One of the aphorisms you'll hear a lot of if you look into machine learning beyond what the futurologists bleet is "learning requires bias." What it's saying is that you need to build an assumption about the type of function being learned and what constitutes having learned it into a learning algorithm; you can't just say "learn to recognize faces from this set of examples", you have to say "learn to recognize faces by finding a hyperplane that divides the space of n-dimensional vectors into images of faces and non-images-of-faces by maximizing the distance between the set of faces and non-faces in this set of examples." There is a reason for that, and it applies to all optimization problems. We cannot now, nor will we ever, be able to write programs that can write any sort of program without them really being (possibly very clever) compilers or interpreters.
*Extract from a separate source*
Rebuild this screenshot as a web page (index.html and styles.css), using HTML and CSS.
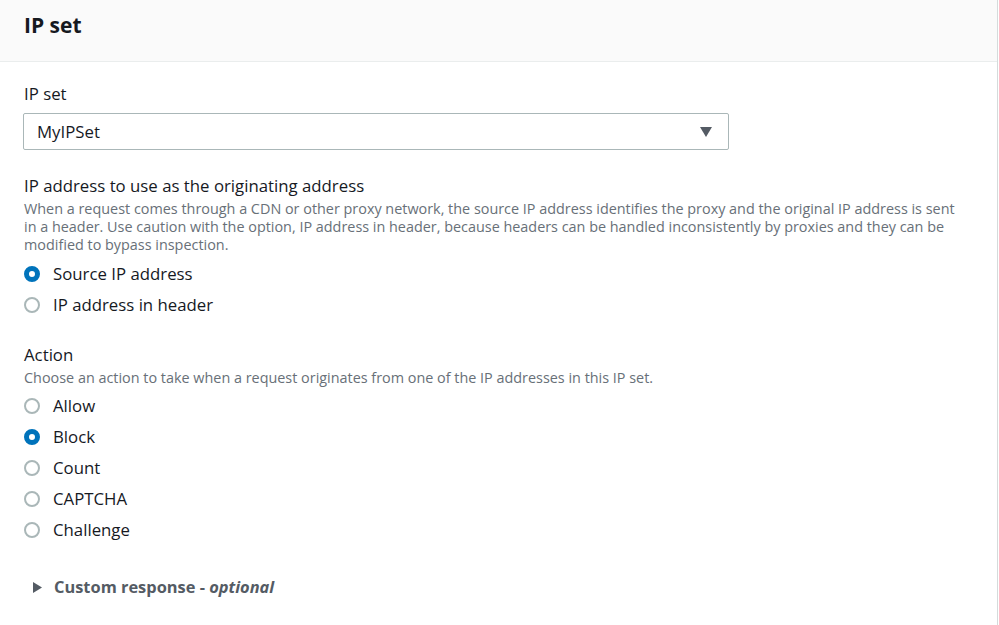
FILE: index.html
```html
<!DOCTYPE html>
<html lang="en">
<head>
<meta charset="utf-8">
<title>IP set</title>
<link rel="stylesheet" href="styles.css">
</head>
<body>
<div class="panel">
  <div class="panel-header"><h2 class="panel-title">IP set</h2></div>
  <div class="panel-body">
    <div class="field">
      <div class="label">IP set</div>
      <div class="select">
        <span class="select-value">MyIPSet</span>
        <svg class="caret" width="12" height="10" viewBox="0 0 12 10"><path d="M0 0h12L6 10z" fill="#545b64"/></svg>
      </div>
    </div>
    <div class="field field-gap">
      <div class="label">IP address to use as the originating address</div>
      <div class="desc">When a request comes through a CDN or other proxy network, the source IP address identifies the proxy and the original IP address is sent in a header. Use caution with the option, IP address in header, because headers can be handled inconsistently by proxies and they can be modified to bypass inspection.</div>
      <div class="radios">
        <div class="radio"><span class="dot checked"></span><span>Source IP address</span></div>
        <div class="radio"><span class="dot"></span><span>IP address in header</span></div>
      </div>
    </div>
    <div class="field field-gap2">
      <div class="label">Action</div>
      <div class="desc">Choose an action to take when a request originates from one of the IP addresses in this IP set.</div>
      <div class="radios">
        <div class="radio"><span class="dot"></span><span>Allow</span></div>
        <div class="radio"><span class="dot checked"></span><span>Block</span></div>
        <div class="radio"><span class="dot"></span><span>Count</span></div>
        <div class="radio"><span class="dot"></span><span>CAPTCHA</span></div>
        <div class="radio"><span class="dot"></span><span>Challenge</span></div>
      </div>
    </div>
    <div class="expander">
      <svg class="tri" width="9" height="11" viewBox="0 0 9 11"><path d="M0 0L9 5.5L0 11z" fill="#545b64"/></svg>
      <span class="exp-title">Custom response - <i>optional</i></span>
    </div>
  </div>
</div>
</body>
</html>
```
FILE: styles.css
```css
html, body {
  margin: 0;
  padding: 0;
  background: #ffffff;
}
body {
  font-family: "Open Sans", "Noto Sans", Arial, sans-serif;
  color: #16191f;
  width: 999px;
  height: 625px;
  overflow: hidden;
}
.panel {
  width: 998px;
  height: 625px;
  box-sizing: border-box;
  border-right: 1px solid #d5dbdb;
  background: #fff;
}
.panel-header {
  height: 62px;
  box-sizing: border-box;
  background: #fafafa;
  border-bottom: 1px solid #eaeded;
  padding: 10px 24px 0;
}
.panel-title {
  margin: 0;
  font-size: 21px;
  font-weight: 700;
  line-height: 30px;
}
.panel-body {
  padding: 20px 24px 0 24px;
}
.label {
  font-size: 16.8px;
  line-height: 24px;
}
.select {
  margin-top: 7px;
  margin-left: -1px;
  width: 706px;
  height: 37px;
  box-sizing: border-box;
  border: 1px solid #aab7b8;
  border-radius: 2px;
  display: flex;
  align-items: center;
  justify-content: space-between;
  padding: 0 16px 0 13px;
}
.select-value {
  font-size: 16.8px;
}
.caret {
  display: block;
}
.field-gap {
  margin-top: 24px;
}
.field-gap2 {
  margin-top: 26px;
}
.desc {
  margin-top: 2px;
  max-width: 940px;
  font-size: 14.4px;
  line-height: 18px;
  color: #687078;
}
.radios {
  margin-top: 8px;
  display: flex;
  flex-direction: column;
  gap: 7px;
}
.field-gap2 .radios {
  margin-top: 7px;
}
.radio {
  display: flex;
  align-items: center;
  gap: 13px;
  font-size: 16.8px;
  line-height: 24px;
  height: 24px;
}
.dot {
  width: 16px;
  height: 16px;
  box-sizing: border-box;
  border-radius: 50%;
  border: 2px solid #aab7b8;
  background: #fff;
  flex: none;
}
.dot.checked {
  border: 5px solid #0073bb;
}
.expander {
  margin-top: 33px;
  display: flex;
  align-items: center;
  gap: 12px;
  padding-left: 9px;
}
.tri {
  display: block;
}
.exp-title {
  font-size: 16.4px;
  font-weight: 700;
  color: #545b64;
  line-height: 24px;
}
.exp-title i {
  font-weight: 700;
}
```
You can find a lot of old papers talking about "automatic programming," but what they're really talking about is compilers; to people used to all programming being done in machine language, a compiler looked like giving it was getting a specification and writing a program in much the same was as programmers get specifications and write programs. That is not to say that we can't use AI in programming language implementations. For example, Postgresql's query planner uses a genetic algorithm, essentially using AI to write an efficient program to satisfy a query. Code generators in compilers often use techniques from AI as well. AI, or algorithms that started out in AI, are everywhere. Your search results, recommendations from Amazon and Youtube, the spam filters that keep you inbox from filling up with penis enlargement pumps and horny teenagers... You interact with AI all the time, you just don't notice because AI the actually existing set of technologies is much more mundane than AI the science fiction futurologists like to breathlessly write about being just around the corner. Yes, requiring AI be isolated from the Internet would be overly paranoid, and you would loose a lot of features of the sites you use regularly.P.P.S. is it paranoia (besides being obviously futile) to require by law that all AI developments are conducted on networks entirely isolated from the internet?